The arguments in this compliance guide are that the prudent investor rule requires trustees in 2006 to distinguish between speculative-demand economic conditions based on excess liquidity and asset price inflation that significantly increase volatility and liquidity risks, from real, sustainable economic growth that supports long-term investments. And the possible effect of inflation or deflation should be viewed as not only relating to broad price trends in the overall economy, but also to the growth and adjustment price cycles in stocks, bonds, real estate, and commodities.

Compliance with the prudent investor rule is determined in light of the facts and circumstancesexisting at the time of the trustee's decision or action and not by hindsight. UPIA, Section 8, Probate Code 16051. Several practical considerations immediately stand out for trustees with respect to this compliance standard.

First, trustees must consider all facts and circumstances in their decisions or actions that a prudent investor would consider. This is an objective and not a subjective standard, which tells trustees that there are compliance risks if they ignore relevant information. Thus, in an information economy dominated by the media, the Internet, and Federal Reserve Board transparency, attorneys for beneficiaries can always argue that information or circumstances the trustee overlooked or ignored were relevant to the investment management of trust assets, and could have prevented or limited investment losses if included in the trustee's decision or action.

Second, trustees must avoid making errors in analyzing the facts and circumstances under their duty of skill.

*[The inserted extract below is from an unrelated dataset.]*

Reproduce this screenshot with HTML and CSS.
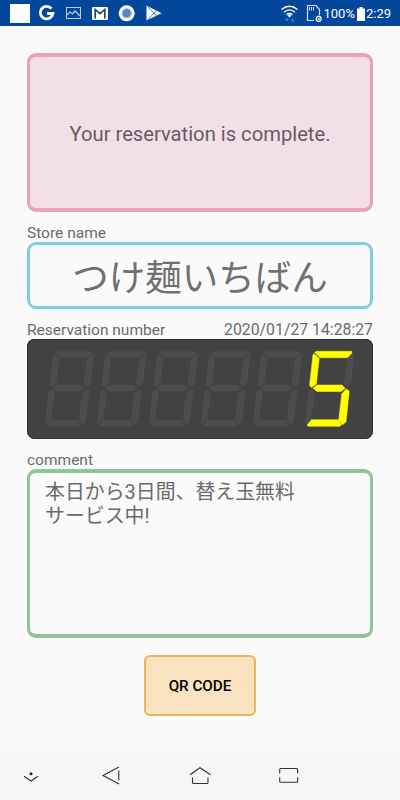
FILE: index.html
```html
<!DOCTYPE html>
<html lang="ja">
<head>
    <meta charset="UTF-8">
    <meta name="viewport" content="width=device-width, initial-scale=1.0">
    <title>Reservation</title>
    <link rel="stylesheet" href="styles.css">
</head>
<body>

<div class="status-bar">
    <svg class="status-left" width="170" height="26" viewBox="0 0 170 26">
        <rect x="10" y="4" width="20" height="19" fill="#fff"/>
        <path d="M51.500 8.600A6.300 6.300 0 1 0 52.900 13.500H47" fill="none" stroke="#fff" stroke-width="2.800"/>
        <!-- picture -->
        <rect x="66.5" y="7.5" width="14" height="11" fill="none" stroke="#b9cce4"/>
        <path d="M67 15l3-3 2.5 2 2.5-3 5 5" fill="none" stroke="#b9cce4" stroke-width="1.2"/>
        <!-- mail -->
        <rect x="92" y="7" width="16" height="13" rx="1.2" fill="#fff"/>
        <path d="M95.200 18.500V9.500l4.800 4.200 4.800-4.200v9" fill="none" stroke="#174077" stroke-width="1.600"/>
        <circle cx="126.700" cy="13.300" r="8" fill="#fff"/>
        <circle cx="126.700" cy="13.300" r="4.600" fill="#5686c2" stroke="#a1bee0" stroke-width="1.300"/>
        <!-- play store -->
        <path d="M146.500 5.500L161.500 13.200 146.500 20.500z" fill="#fff"/>
        <path d="M147.500 6.500l9 9.500M147.500 20l9-9.500" stroke="#174f96" stroke-width=".8"/>
    </svg>
    <div class="status-right">
        <svg width="44" height="26" viewBox="278 0 44 26">
            <g fill="none" stroke="#fff" stroke-width="1.300">
                <path d="M280.500 9.500Q288.500 3 296.500 9.500M283 12.200Q288.500 7.500 294 12.200M285.400 14.600Q288.500 12 291.600 14.600"/>
            </g>
            <path d="M286.300 15.200Q288.500 13.500 290.700 15.200L288.500 17.600z" fill="#fff"/>
            <path d="M284 18.500h4l-2 3zM289.500 21.500h4l-2-3z" fill="#5581b8"/>
            <path d="M313 20.500h-6.500V5.500h8.500l3.500 4v6" fill="none" stroke="#d5e1f0" stroke-width="1.200"/>
            <path d="M308.500 7v3.500M310.500 7v3.500M312.500 7v3.500" stroke="#d5e1f0"/>
            <circle cx="317.700" cy="18.800" r="2.500" fill="#024799" stroke="#fff" stroke-width="1.200"/>
            <path d="M316.500 17.600l2.400 2.400M318.900 17.600l-2.400 2.400" stroke="#fff" stroke-width=".9"/>
        </svg>
        <span>100%</span>
        <svg class="battery" width="8" height="14" viewBox="0 0 8 14">
            <path d="M2.500 0h3v1.500H8V14H0V1.500h2.500z" fill="#fff"/>
        </svg>
        <span>2:29</span>
    </div>
</div>

<div class="container">
    <div class="box message">Your reservation is complete.</div>

    <div class="label">Store name</div>
    <div class="box store">つけ麺いちばん</div>

    <div class="label number-label">
        <span>Reservation number</span>
        <span class="date">2020/01/27 14:28:27</span>
    </div>
    <div class="led">
        <svg width="346" height="100" viewBox="0 0 346 100">
            <defs>
                <path id="a" d="M10 0.300H45.500L46 2 41.500 6.700H14L8.700 1.500z"/>
                <path id="b" d="M47 2.300L48.300 4 44.800 33.500 41 36.300 37.800 33 41.200 8z"/>
                <path id="c" d="M40.200 38L43.300 40 40 71 36.500 73.800 32.700 69.300 35.700 43z"/>
                <path id="d" d="M5.500 68.700H32L35.500 73.700 34 75.300H2L1 74z"/>
                <path id="e" d="M5.700 38.300L9 42 5.500 68 0.600 73 -1 71.500 2.500 40.500z"/>
                <path id="f" d="M8 2.700L13.200 7.500 10.300 33 5.700 36.500 3.500 34.500 7 3.500z"/>
                <path id="g" d="M7 37.300L11 34H36L39.300 37.300 35 40.500H11z"/>
                <g id="digit">
                    <use href="#a"/><use href="#b"/><use href="#c"/><use href="#d"/>
                    <use href="#e"/><use href="#f"/><use href="#g"/>
                </g>
            </defs>
            <g class="off">
                <use href="#digit" x="19" y="12"/>
                <use href="#digit" x="71" y="12"/>
                <use href="#digit" x="123" y="12"/>
                <use href="#digit" x="175" y="12"/>
                <use href="#digit" x="227" y="12"/>
                <use href="#digit" x="279" y="12"/>
            </g>
            <!-- 5 -->
            <g class="on" transform="translate(279 12)">
                <use href="#a"/><use href="#f"/><use href="#g"/><use href="#c"/><use href="#d"/>
            </g>
        </svg>
    </div>

    <div class="label comment-label">comment</div>
    <div class="box comment">本日から3日間、替え玉無料<br>サービス中!</div>

    <button class="qr">QR CODE</button>
</div>

<div class="nav-bar">
    <svg width="400" height="48" viewBox="0 752 400 48" fill="none" stroke="#333" stroke-width="1.100">
        <circle cx="31" cy="773.700" r="1.500" fill="#222" stroke="none"/>
        <path d="M24 776.300l7 4.700 7-4.700"/>
        <path d="M119 767l-16 8.500 16 8.500M118.800 770.500v10"/>
        <path d="M190 774.700l10-7 10.500 7M192.500 777.500v5q0 1 1 1h13.500q1 0 1-1v-5"/>
        <path d="M279.700 773.500v-4q0-1 1-1h16q1 0 1 1v4M279.700 777.300v4q0 1 1 1h16q1 0 1-1v-4"/>
    </svg>
</div>

</body>
</html>
```
FILE: styles.css
```css
body {
    margin: 0;
    height: 800px;
    display: flex;
    flex-direction: column;
    background-color: #fafafa;
    color: #6a6a6a;
    font-family: Roboto, "Noto Sans CJK JP", sans-serif;
    overflow: hidden;
}
.status-bar {
    display: flex;
    justify-content: space-between;
    height: 26px;
    background-color: #024799;
}
.status-right {
    display: flex;
    align-items: center;
    padding-right: 9px;
    color: #ffffff;
    font-size: 13px;
    line-height: 26px;
}
.status-right span {
    padding-top: 2px;
}
.status-right .battery {
    margin: 1px 1px 0 2px;
}
.container {
    flex: 1;
    display: flex;
    flex-direction: column;
    padding: 27px 27px 0;
}
.box {
    box-sizing: border-box;
    border: 3px solid;
    border-radius: 9px;
}
.message {
    display: flex;
    align-items: center;
    justify-content: center;
    height: 159px;
    padding-top: 2px;
    border-width: 4px 3px;
    border-color: #eba0bf;
    background-color: #f3dfe8;
    color: #685c62;
    font-size: 20.200px;
}
.label {
    height: 19px;
    padding-top: 11px;
    font-size: 15.500px;
    line-height: 20px;
}
.store {
    display: flex;
    align-items: center;
    justify-content: center;
    height: 67px;
    border-color: #83c9e6;
    color: #707070;
    font-size: 36.500px;
}
.number-label {
    display: flex;
    justify-content: space-between;
}
.date {
    font-size: 15.800px;
}
.led {
    height: 100px;
    border-radius: 8px;
    background-color: #424242;
    box-shadow: inset 0 0 0 1px #303030, inset 0 1px 0 #111111;
}
.led svg {
    display: block;
}
.off {
    fill: #4d4d4d;
}
.on {
    fill: #ffff00;
    stroke: #ffff00;
    stroke-width: 0.500;
}
.comment {
    height: 169px;
    padding: 8px 15px;
    border-width: 4px 3px;
    border-color: #8bc69a;
    font-size: 19.900px;
    line-height: 24px;
}
.qr {
    align-self: center;
    width: 112px;
    height: 61px;
    margin-top: 17px;
    border: 2px solid #eab45c;
    border-radius: 6px;
    background-color: #fae2c0;
    color: #000000;
    font-family: Roboto, sans-serif;
    font-size: 15.200px;
    font-weight: 500;
}
.nav-bar {
    height: 48px;
    background-color: #f6f6f6;
}
```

Their analytic approach must be reasonably supported in concept, and they should view information on risk and return from different perspectives and sources to account for all outcomes. In prudent investing, trustees are required to make sound judgments for all of their duties to comply with the prudent investor rule.

Third, trustees should recognize that a permanent record of facts and circumstances, including historical facts and real-time information on the price of assets, always exists on the trustee's ongoing compliance timeline for judging their conduct and performance. Trustees, therefore, cannot claim judgment by hindsight when the record indicates that relevant information they had a duty to consider with care and skill existed before the event or loss.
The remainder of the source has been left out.